• THE EXERCISE:
Which lines below hold the word "React"? Copy all of them.

* START RECORDED INFORMATION *

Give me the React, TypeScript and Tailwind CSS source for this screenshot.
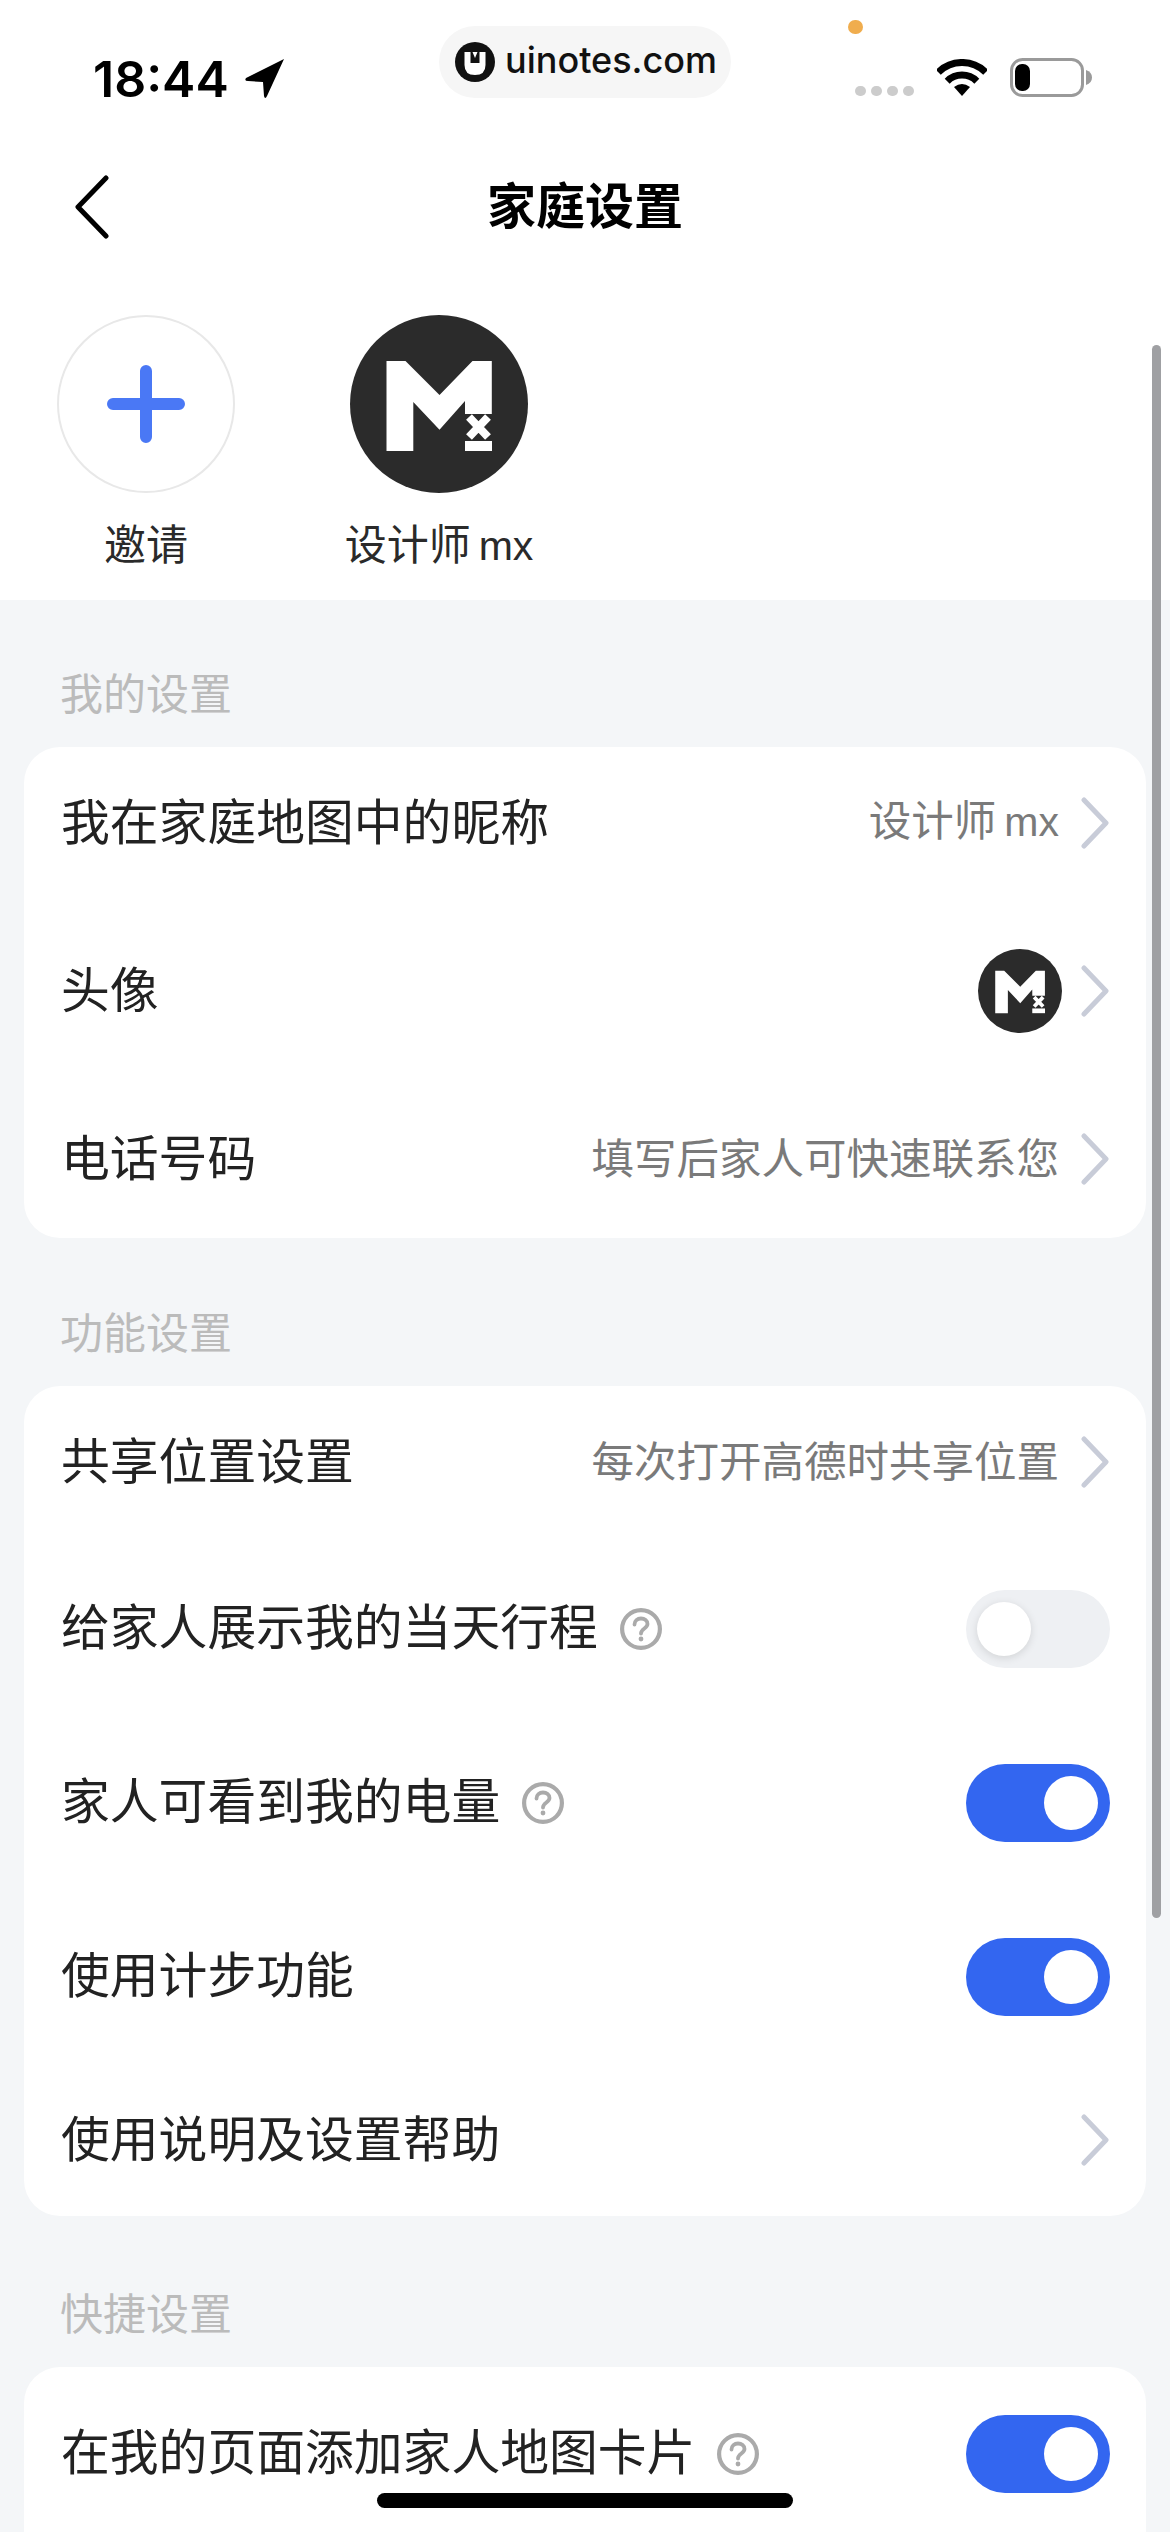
import React from "react";

const cjk = "font-['Noto_Sans_CJK_SC','Liberation_Sans',sans-serif]";

const MxAvatar: React.FC<{ className: string }> = ({ className }) => (
  <svg viewBox="0 0 178 178" className={className}>
    <circle cx="89" cy="89" r="89" fill="#2b2b2b" />
    <path
      d="M36.5 46H55.5L89.5 80L122.5 46H141.8V99H115V86L89.5 114.7L63.3 87V136H36.5Z"
      fill="#fff"
    />
    <path d="M119 102L138 122M138 102L119 122" stroke="#fff" strokeWidth="8" />
    <rect x="115" y="126" width="27" height="10" fill="#fff" />
  </svg>
);

const Chevron: React.FC = () => (
  <svg viewBox="0 0 28 52" className="w-[28px] h-[52px] shrink-0" fill="none">
    <path
      d="M3 3L25 26L3 49"
      stroke="#c8ccd8"
      strokeWidth="5"
      strokeLinecap="round"
      strokeLinejoin="round"
    />
  </svg>
);

const Help: React.FC = () => (
  <svg viewBox="0 0 42 42" className="w-[42px] h-[42px] shrink-0" fill="none">
    <circle cx="21" cy="21" r="18.9" stroke="#aaaaaa" strokeWidth="4.2" />
    <path
      d="M14.5 16.5C14.5 12.8 17.4 10.5 21 10.5C24.6 10.5 27.5 12.8 27.5 16C27.5 20.5 21 20.5 21 25.5"
      stroke="#aaaaaa"
      strokeWidth="3.8"
      strokeLinecap="round"
    />
    <circle cx="21" cy="31" r="2.4" fill="#aaaaaa" />
  </svg>
);

const Toggle: React.FC<{ on?: boolean }> = ({ on }) =>
  on ? (
    <div className="w-[144px] h-[78px] rounded-full bg-[#3366f0] flex items-center justify-end pr-[12px]">
      <div className="w-[54px] h-[54px] rounded-full bg-white" />
    </div>
  ) : (
    <div className="w-[144px] h-[78px] rounded-full bg-[#eef0f3] flex items-center pl-[11px]">
      <div className="w-[54px] h-[54px] rounded-full bg-white shadow-[0_2px_8px_rgba(0,0,0,0.12)]" />
    </div>
  );

// latin part of the nickname is narrower than the CJK font's own latin
const Nick: React.FC = () => (
  <>
    设计师
    <span className="ml-[8px] font-['Liberation_Sans',sans-serif] text-[41px]">mx</span>
  </>
);

const LinkRow: React.FC<{ label: string; value?: React.ReactNode; avatar?: boolean }> = ({
  label,
  value,
  avatar,
}) => (
  <div className="h-[152px] flex items-center justify-between pl-[37px] pr-[37px]">
    <span className="text-[48.8px] text-[#222222] leading-none mb-[8px]">{label}</span>
    <div className="flex items-center gap-[22px]">
      {value && <span className="text-[42.5px] text-[#7a7a7a] leading-none mb-[6px]">{value}</span>}
      {avatar && <MxAvatar className="w-[84px] h-[84px] mr-[-3px]" />}
      <Chevron />
    </div>
  </div>
);

const ToggleRow: React.FC<{ label: string; on?: boolean; help?: boolean }> = ({
  label,
  on,
  help = true,
}) => (
  <div className="h-[174px] flex items-center justify-between pl-[37px] pr-[36px]">
    <div className="flex items-center gap-[22px]">
      <span className="text-[48.8px] text-[#222222] leading-none mb-[10px]">{label}</span>
      {help && <Help />}
    </div>
    <Toggle on={on} />
  </div>
);

const SectionLabel: React.FC<{ children: React.ReactNode }> = ({ children }) => (
  <div className="h-[63px] leading-[57px] pl-[36px] mb-[21px] text-[43px] text-[#bbbbbb]">
    {children}
  </div>
);

export default function App() {
  return (
    <div className={`relative w-[1170px] h-[2532px] overflow-hidden bg-[#f4f6f8] ${cjk}`}>
      <div className="bg-white">
        {/* status bar */}
        <div className="h-[140px] flex items-start justify-between pl-[93px] pr-[78px] pt-[50px]">
          <div className="flex items-center gap-[16px] h-[56px] mt-[1px]">
            <span className="font-['Inter',sans-serif] font-semibold text-[50px] leading-none text-black">
              18:44
            </span>
            <svg viewBox="0 0 39 40" className="w-[39px] h-[40px]">
              <path d="M39 0L1 19Q-1 22 3 22L18 23L19 37Q20 41 22 37Z" fill="#000" />
            </svg>
          </div>
          <div className="flex items-center h-[56px] mt-[-1px]">
            <div className="flex gap-[5px] mt-[28px] mr-[23px]">
              {[0, 1, 2, 3].map((i) => (
                <div key={i} className="w-[11px] h-[10px] rounded-full bg-[#cccccc]" />
              ))}
            </div>
            <svg viewBox="0 0 50 37" className="w-[50px] h-[37px] mr-[23px]" fill="none">
              <path d="M1.3 13.3A33.5 33.5 0 0 1 48.7 13.3" stroke="#000" strokeWidth="7" />
              <path d="M10.2 22.2A21 21 0 0 1 39.8 22.2" stroke="#000" strokeWidth="7" />
              <path d="M25 37L17 28Q25 22 33 28Z" fill="#000" />
            </svg>
            <svg viewBox="0 0 82 39" className="w-[82px] h-[39px]" fill="none">
              <rect x="1.5" y="1.5" width="71" height="36" rx="11" fill="#fff" stroke="#9a9a9a" strokeWidth="3" />
              <rect x="5" y="6" width="15" height="27" rx="7" fill="#000" />
              <path d="M76 12Q82 14 82 19.5Q82 25 76 27Z" fill="#9a9a9a" />
            </svg>
          </div>
        </div>

        {/* nav */}
        <div className="relative h-[132px] flex items-center justify-center">
          <svg viewBox="0 0 36 64" className="absolute left-[74px] top-[35px] w-[36px] h-[64px]" fill="none">
            <path
              d="M32 3L4 32L32 61"
              stroke="#000"
              strokeWidth="5"
              strokeLinecap="round"
              strokeLinejoin="round"
            />
          </svg>
          <span className="text-[49px] font-bold text-black leading-none mb-[8px]">家庭设置</span>
        </div>

        {/* members */}
        <div className="h-[328px] pt-[43px] pl-[57px] flex gap-[115px]">
          <div className="w-[178px] flex flex-col items-center">
            <div className="w-[178px] h-[178px] rounded-full border-2 border-[#e8e8e8] flex items-center justify-center">
              <svg viewBox="0 0 78 78" className="w-[78px] h-[78px]" fill="none">
                <path d="M39 6V72M6 39H72" stroke="#4a78f5" strokeWidth="12" strokeLinecap="round" />
              </svg>
            </div>
            <span className="mt-[17px] text-[42px] leading-[63px] text-[#2a2a2a]">邀请</span>
          </div>
          <div className="w-[178px] flex flex-col items-center">
            <MxAvatar className="w-[178px] h-[178px]" />
            <span className="mt-[17px] text-[42px] leading-[63px] text-[#2a2a2a] whitespace-nowrap">
              <Nick />
            </span>
          </div>
        </div>
      </div>

      <div className="px-[24px]">
        <section className="pt-[63px]">
          <SectionLabel>我的设置</SectionLabel>
          <div className="bg-white rounded-[36px] flex flex-col gap-[16px] pb-[3px]">
            <LinkRow label="我在家庭地图中的昵称" value={<Nick />} />
            <LinkRow label="头像" avatar />
            <LinkRow label="电话号码" value="填写后家人可快速联系您" />
          </div>
        </section>

        <section className="pt-[64px]">
          <SectionLabel>功能设置</SectionLabel>
          <div className="bg-white rounded-[36px]">
            <LinkRow label="共享位置设置" value="每次打开高德时共享位置" />
            <div className="mt-[4px]">
              <ToggleRow label="给家人展示我的当天行程" />
              <ToggleRow label="家人可看到我的电量" on />
              <ToggleRow label="使用计步功能" on help={false} />
            </div>
            <LinkRow label="使用说明及设置帮助" />
          </div>
        </section>

        <section className="pt-[67px]">
          <SectionLabel>快捷设置</SectionLabel>
          <div className="bg-white rounded-t-[36px]">
            <ToggleRow label="在我的页面添加家人地图卡片" on />
          </div>
        </section>
      </div>

      {/* watermark pill */}
      <div className="absolute left-[439px] top-[26px] w-[292px] h-[72px] rounded-full bg-[#f6f6f6] flex items-center pl-[16px] gap-[10px]">
        <svg viewBox="0 0 40 40" className="w-[40px] h-[40px] shrink-0">
          <circle cx="20" cy="20" r="20" fill="#111" />
          <path d="M9.5 10V23Q9.5 33 20 33Q30.5 33 30.5 23V10H24.5V21H15.5V10Z" fill="#fff" />
          <path d="M17.5 10H22.5L20 16Z" fill="#fff" />
        </svg>
        <span className="font-['Inter',sans-serif] font-medium text-[36px] leading-none text-[#111111] mt-[-4px]">
          uinotes.com
        </span>
      </div>
      <div className="absolute left-[848px] top-[20px] w-[15px] h-[14px] rounded-full bg-[#f0ad4e]" />

      {/* scroll bar */}
      <div className="absolute left-[1152px] top-[345px] w-[9px] h-[1573px] rounded-full bg-[#9fa0a3]" />

      {/* home indicator */}
      <div className="absolute left-[377px] top-[2493px] w-[416px] h-[15px] rounded-full bg-black" />
    </div>
  );
}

* END RECORDED INFORMATION *

• THE ANSWER:
Give me the React, TypeScript and Tailwind CSS source for this screenshot.
import React from "react";
const MxAvatar: React.FC<{ className: string }> = ({ className }) => (
const Chevron: React.FC = () => (
const Help: React.FC = () => (
const Toggle: React.FC<{ on?: boolean }> = ({ on }) =>
const Nick: React.FC = () => (
const LinkRow: React.FC<{ label: string; value?: React.ReactNode; avatar?: boolean }> = ({
const ToggleRow: React.FC<{ label: string; on?: boolean; help?: boolean }> = ({
const SectionLabel: React.FC<{ children: React.ReactNode }> = ({ children }) => (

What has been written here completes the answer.